▶ The data
»»
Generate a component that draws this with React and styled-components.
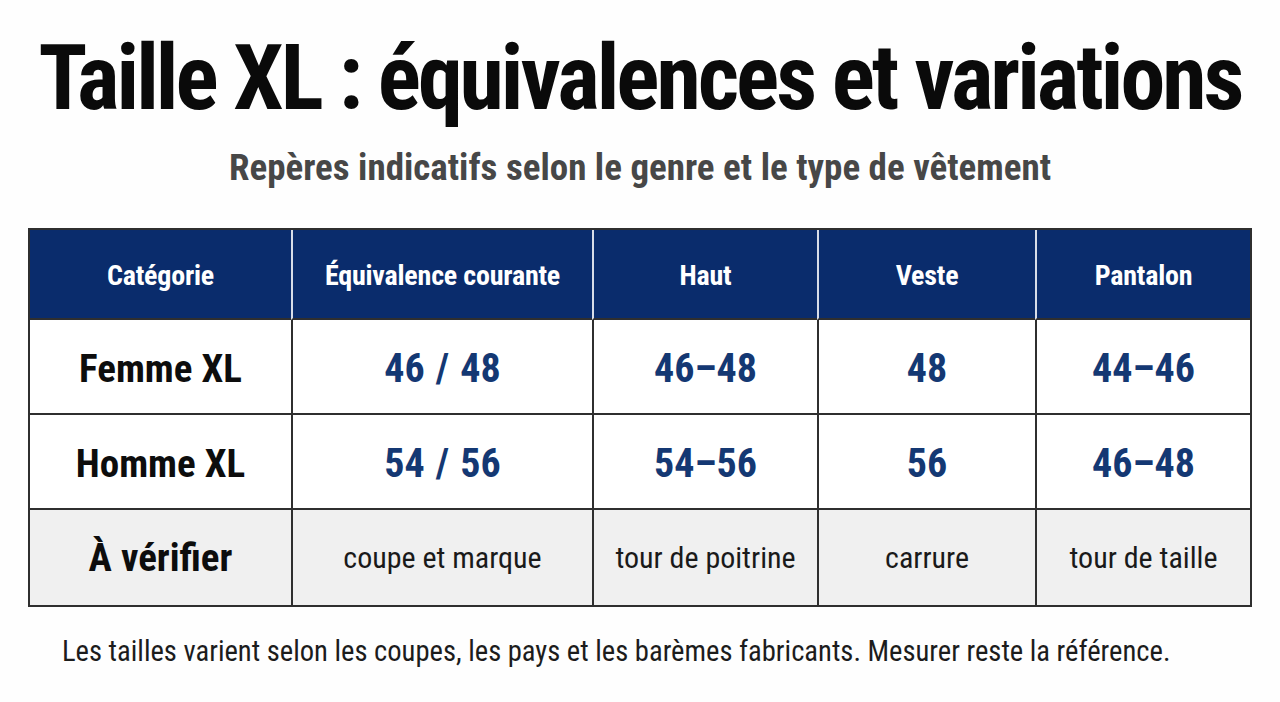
import React from "react";
import styled, { createGlobalStyle } from "styled-components";

const Global = createGlobalStyle`
  html, body { margin: 0; padding: 0; background: #ffffff; }
  body { font-family: "Roboto Condensed", "Liberation Sans", Arial, sans-serif; }
`;

const Page = styled.div`
  width: 1280px;
  height: 702px;
  box-sizing: border-box;
  padding-top: 24px;
  display: flex;
  flex-direction: column;
  align-items: center;
  background: #fefefe;
`;

const Title = styled.h1`
  margin: 0;
  font-weight: 700;
  font-size: 90px;
  line-height: 110px;
  letter-spacing: -3px;
  color: #0a0a0a;
  white-space: nowrap;
`;

const Subtitle = styled.p`
  margin: 12px 0 0 0;
  font-weight: 700;
  font-size: 37px;
  line-height: 44px;
  color: #474747;
  white-space: nowrap;
`;

const Grid = styled.div`
  margin-top: 38px;
  display: grid;
  grid-template-columns: 261px 301px 225px 218px 215px;
  grid-template-rows: 90px repeat(3, 95px);
  width: 1224px;
  border: 2px solid #2f2f2f;
  box-sizing: border-box;
`;

const HeadCell = styled.div`
  background: #0a2c6c;
  color: #ffffff;
  font-weight: 700;
  font-size: 28px;
  letter-spacing: -0.2px;
  display: flex;
  align-items: center;
  justify-content: center;
  padding-top: 2px;
  border-left: ${(p) => (p.$first ? "none" : "2px solid #d8dde8")};
  border-bottom: 2px solid #2f2f2f;
  white-space: nowrap;
`;

const Cell = styled.div`
  background: ${(p) => (p.$muted ? "#f0f0f0" : "#ffffff")};
  display: flex;
  align-items: center;
  justify-content: center;
  padding-top: ${(p) => (p.$muted ? "0" : "4px")};
  border-left: ${(p) => (p.$first ? "none" : "2px solid #2f2f2f")};
  border-bottom: ${(p) => (p.$last ? "none" : "2px solid #2f2f2f")};
  white-space: nowrap;
`;

const RowLabel = styled.span`
  font-weight: 700;
  font-size: 39px;
  color: #0d0d0d;
`;

const Value = styled.span`
  font-weight: 700;
  font-size: 40px;
  word-spacing: 2px;
  color: #143873;
`;

const Note = styled.span`
  font-weight: 400;
  font-size: 30px;
  color: #1a1a1a;
`;

const Footer = styled.p`
  margin: 27px 0 0 0;
  align-self: flex-start;
  padding-left: 62px;
  font-weight: 400;
  font-size: 28.6px;
  color: #1c1c1c;
  white-space: nowrap;
`;

const headers = ["Catégorie", "Équivalence courante", "Haut", "Veste", "Pantalon"];
const rows = [
  ["Femme XL", "46 / 48", "46–48", "48", "44–46"],
  ["Homme XL", "54 / 56", "54–56", "56", "46–48"],
];
const check = ["À vérifier", "coupe et marque", "tour de poitrine", "carrure", "tour de taille"];

export default function App() {
  return (
    <>
      <Global />
      <Page>
        <Title>Taille XL : équivalences et variations</Title>
        <Subtitle>Repères indicatifs selon le genre et le type de vêtement</Subtitle>
        <Grid>
          {headers.map((h, i) => (
            <HeadCell key={h} $first={i === 0}>{h}</HeadCell>
          ))}
          {rows.map((r) =>
            r.map((c, i) => (
              <Cell key={r[0] + i} $first={i === 0}>
                {i === 0 ? <RowLabel>{c}</RowLabel> : <Value>{c}</Value>}
              </Cell>
            ))
          )}
          {check.map((c, i) => (
            <Cell key={c} $first={i === 0} $muted $last>
              {i === 0 ? <RowLabel>{c}</RowLabel> : <Note>{c}</Note>}
            </Cell>
          ))}
        </Grid>
        <Footer>Les tailles varient selon les coupes, les pays et les barèmes fabricants. Mesurer reste la référence.</Footer>
      </Page>
    </>
  );
}
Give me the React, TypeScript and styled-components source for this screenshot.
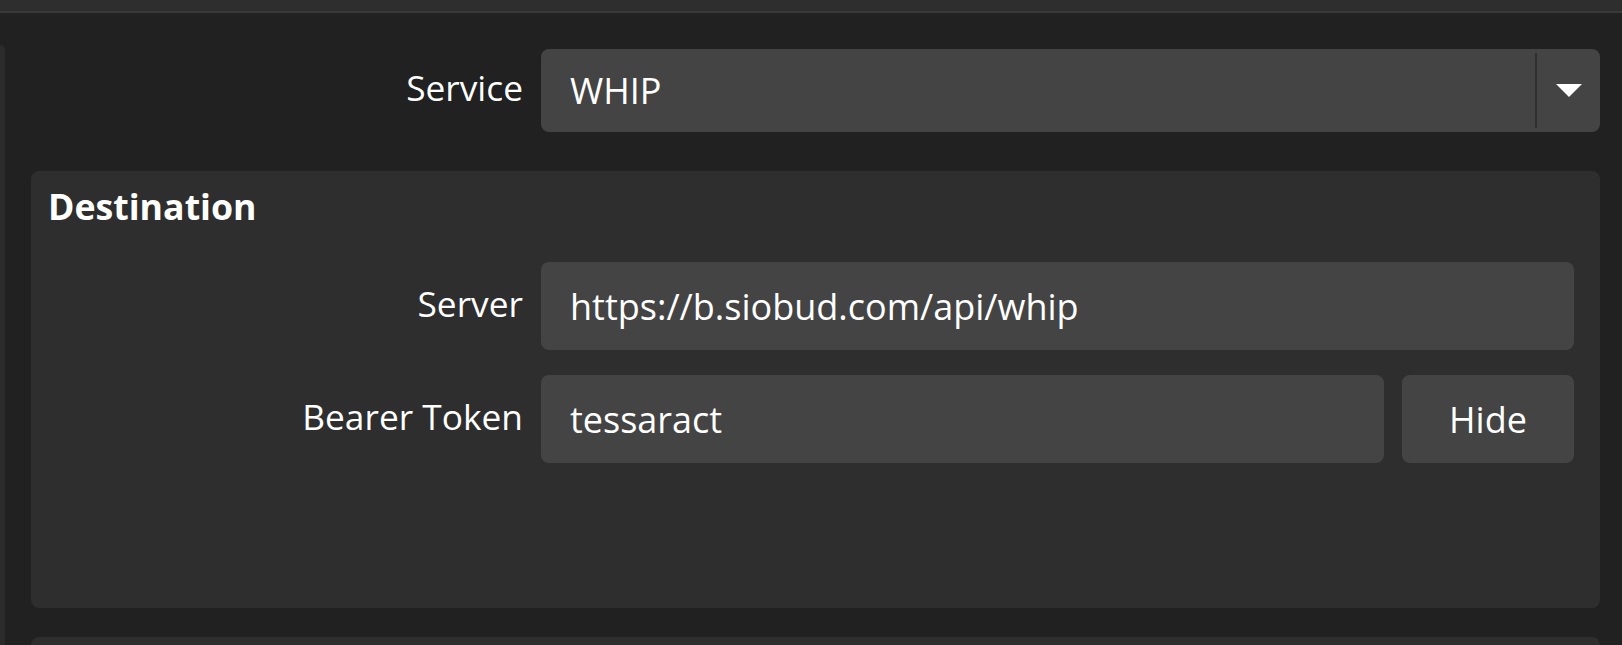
««
▶ What you are asked to do
Repeat the data in full and exactly. Omit pictures.

▶ Answer to this exercise
Generate a component that draws this with React and styled-components.
import React from "react";
import styled, { createGlobalStyle } from "styled-components";

const Global = createGlobalStyle`
  html, body { margin: 0; padding: 0; background: #ffffff; }
  body { font-family: "Roboto Condensed", "Liberation Sans", Arial, sans-serif; }
`;

const Page = styled.div`
  width: 1280px;
  height: 702px;
  box-sizing: border-box;
  padding-top: 24px;
  display: flex;
  flex-direction: column;
  align-items: center;
  background: #fefefe;
`;

const Title = styled.h1`
  margin: 0;
  font-weight: 700;
  font-size: 90px;
  line-height: 110px;
  letter-spacing: -3px;
  color: #0a0a0a;
  white-space: nowrap;
`;

const Subtitle = styled.p`
  margin: 12px 0 0 0;
  font-weight: 700;
  font-size: 37px;
  line-height: 44px;
  color: #474747;
  white-space: nowrap;
`;

const Grid = styled.div`
  margin-top: 38px;
  display: grid;
  grid-template-columns: 261px 301px 225px 218px 215px;
  grid-template-rows: 90px repeat(3, 95px);
  width: 1224px;
  border: 2px solid #2f2f2f;
  box-sizing: border-box;
`;

const HeadCell = styled.div`
  background: #0a2c6c;
  color: #ffffff;
  font-weight: 700;
  font-size: 28px;
  letter-spacing: -0.2px;
  display: flex;
  align-items: center;
  justify-content: center;
  padding-top: 2px;
  border-left: ${(p) => (p.$first ? "none" : "2px solid #d8dde8")};
  border-bottom: 2px solid #2f2f2f;
  white-space: nowrap;
`;

const Cell = styled.div`
  background: ${(p) => (p.$muted ? "#f0f0f0" : "#ffffff")};
  display: flex;
  align-items: center;
  justify-content: center;
  padding-top: ${(p) => (p.$muted ? "0" : "4px")};
  border-left: ${(p) => (p.$first ? "none" : "2px solid #2f2f2f")};
  border-bottom: ${(p) => (p.$last ? "none" : "2px solid #2f2f2f")};
  white-space: nowrap;
`;

const RowLabel = styled.span`
  font-weight: 700;
  font-size: 39px;
  color: #0d0d0d;
`;

const Value = styled.span`
  font-weight: 700;
  font-size: 40px;
  word-spacing: 2px;
  color: #143873;
`;

const Note = styled.span`
  font-weight: 400;
  font-size: 30px;
  color: #1a1a1a;
`;

const Footer = styled.p`
  margin: 27px 0 0 0;
  align-self: flex-start;
  padding-left: 62px;
  font-weight: 400;
  font-size: 28.6px;
  color: #1c1c1c;
  white-space: nowrap;
`;

const headers = ["Catégorie", "Équivalence courante", "Haut", "Veste", "Pantalon"];
const rows = [
  ["Femme XL", "46 / 48", "46–48", "48", "44–46"],
  ["Homme XL", "54 / 56", "54–56", "56", "46–48"],
];
const check = ["À vérifier", "coupe et marque", "tour de poitrine", "carrure", "tour de taille"];

export default function App() {
  return (
    <>
      <Global />
      <Page>
        <Title>Taille XL : équivalences et variations</Title>
        <Subtitle>Repères indicatifs selon le genre et le type de vêtement</Subtitle>
        <Grid>
          {headers.map((h, i) => (
            <HeadCell key={h} $first={i === 0}>{h}</HeadCell>
          ))}
          {rows.map((r) =>
            r.map((c, i) => (
              <Cell key={r[0] + i} $first={i === 0}>
                {i === 0 ? <RowLabel>{c}</RowLabel> : <Value>{c}</Value>}
              </Cell>
            ))
          )}
          {check.map((c, i) => (
            <Cell key={c} $first={i === 0} $muted $last>
              {i === 0 ? <RowLabel>{c}</RowLabel> : <Note>{c}</Note>}
            </Cell>
          ))}
        </Grid>
        <Footer>Les tailles varient selon les coupes, les pays et les barèmes fabricants. Mesurer reste la référence.</Footer>
      </Page>
    </>
  );
}
Give me the React, TypeScript and styled-components source for this screenshot.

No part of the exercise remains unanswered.